Written instruction — Your task is to locate every line holding the string "styled" and to copy each of them.

Information provided —

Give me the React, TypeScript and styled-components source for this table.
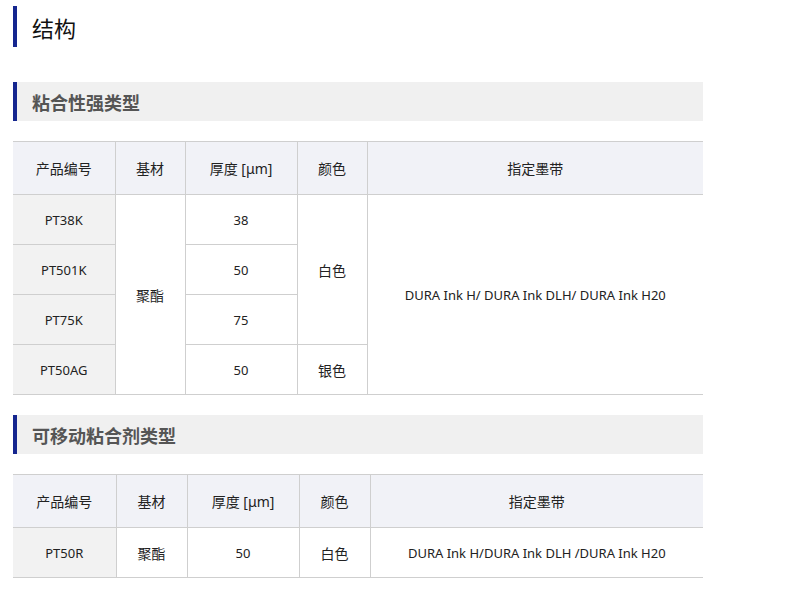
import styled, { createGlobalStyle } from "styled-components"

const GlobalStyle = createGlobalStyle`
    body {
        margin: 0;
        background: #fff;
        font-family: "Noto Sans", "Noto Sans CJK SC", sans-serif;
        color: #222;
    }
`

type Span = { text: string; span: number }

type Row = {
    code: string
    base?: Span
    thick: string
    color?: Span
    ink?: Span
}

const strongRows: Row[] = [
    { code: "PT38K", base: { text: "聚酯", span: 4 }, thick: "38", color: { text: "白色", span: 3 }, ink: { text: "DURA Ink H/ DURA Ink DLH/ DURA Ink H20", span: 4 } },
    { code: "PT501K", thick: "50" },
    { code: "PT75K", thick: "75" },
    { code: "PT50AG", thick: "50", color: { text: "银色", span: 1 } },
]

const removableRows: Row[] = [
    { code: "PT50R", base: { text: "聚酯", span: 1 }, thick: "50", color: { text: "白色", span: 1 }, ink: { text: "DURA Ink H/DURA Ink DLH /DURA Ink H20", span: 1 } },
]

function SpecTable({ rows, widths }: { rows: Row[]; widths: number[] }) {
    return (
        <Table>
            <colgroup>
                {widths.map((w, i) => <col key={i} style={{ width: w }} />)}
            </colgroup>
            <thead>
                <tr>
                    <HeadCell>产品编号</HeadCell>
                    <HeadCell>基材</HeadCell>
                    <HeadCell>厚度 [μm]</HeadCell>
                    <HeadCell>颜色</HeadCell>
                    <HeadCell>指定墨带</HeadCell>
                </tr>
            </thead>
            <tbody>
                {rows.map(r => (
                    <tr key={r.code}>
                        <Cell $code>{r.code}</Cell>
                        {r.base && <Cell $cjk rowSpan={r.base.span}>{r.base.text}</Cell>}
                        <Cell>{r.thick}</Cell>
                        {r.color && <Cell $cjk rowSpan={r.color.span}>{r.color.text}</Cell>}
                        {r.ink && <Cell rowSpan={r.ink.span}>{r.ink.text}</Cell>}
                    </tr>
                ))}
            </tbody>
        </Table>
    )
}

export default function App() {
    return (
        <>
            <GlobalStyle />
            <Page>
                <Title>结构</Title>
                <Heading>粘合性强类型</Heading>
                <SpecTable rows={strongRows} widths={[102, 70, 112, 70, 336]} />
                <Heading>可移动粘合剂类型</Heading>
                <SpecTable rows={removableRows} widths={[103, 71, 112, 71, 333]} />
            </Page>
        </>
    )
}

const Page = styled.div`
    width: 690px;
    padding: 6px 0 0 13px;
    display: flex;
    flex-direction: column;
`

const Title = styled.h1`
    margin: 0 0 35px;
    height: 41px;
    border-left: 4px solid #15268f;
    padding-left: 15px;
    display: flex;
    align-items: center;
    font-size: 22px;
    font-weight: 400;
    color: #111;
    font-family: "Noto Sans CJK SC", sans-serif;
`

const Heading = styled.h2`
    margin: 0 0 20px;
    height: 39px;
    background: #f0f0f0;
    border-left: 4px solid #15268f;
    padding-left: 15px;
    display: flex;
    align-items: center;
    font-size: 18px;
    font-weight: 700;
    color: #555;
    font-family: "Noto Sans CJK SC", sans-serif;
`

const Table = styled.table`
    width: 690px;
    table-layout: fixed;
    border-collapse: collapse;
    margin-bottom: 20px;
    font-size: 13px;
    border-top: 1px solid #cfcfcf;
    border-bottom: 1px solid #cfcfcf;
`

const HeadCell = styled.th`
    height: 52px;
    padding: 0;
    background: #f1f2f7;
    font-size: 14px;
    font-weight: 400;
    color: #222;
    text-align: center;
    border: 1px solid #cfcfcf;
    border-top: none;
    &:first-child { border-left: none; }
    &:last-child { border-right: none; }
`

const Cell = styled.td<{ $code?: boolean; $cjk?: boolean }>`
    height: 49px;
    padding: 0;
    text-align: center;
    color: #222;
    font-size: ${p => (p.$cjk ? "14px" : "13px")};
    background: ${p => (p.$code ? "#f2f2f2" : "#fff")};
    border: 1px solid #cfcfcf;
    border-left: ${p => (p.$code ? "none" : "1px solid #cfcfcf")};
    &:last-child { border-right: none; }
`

Exercise answer —
Give me the React, TypeScript and styled-components source for this table.
import styled, { createGlobalStyle } from "styled-components"
const Page = styled.div`
const Title = styled.h1`
const Heading = styled.h2`
const Table = styled.table`
const HeadCell = styled.th`
const Cell = styled.td<{ $code?: boolean; $cjk?: boolean }>`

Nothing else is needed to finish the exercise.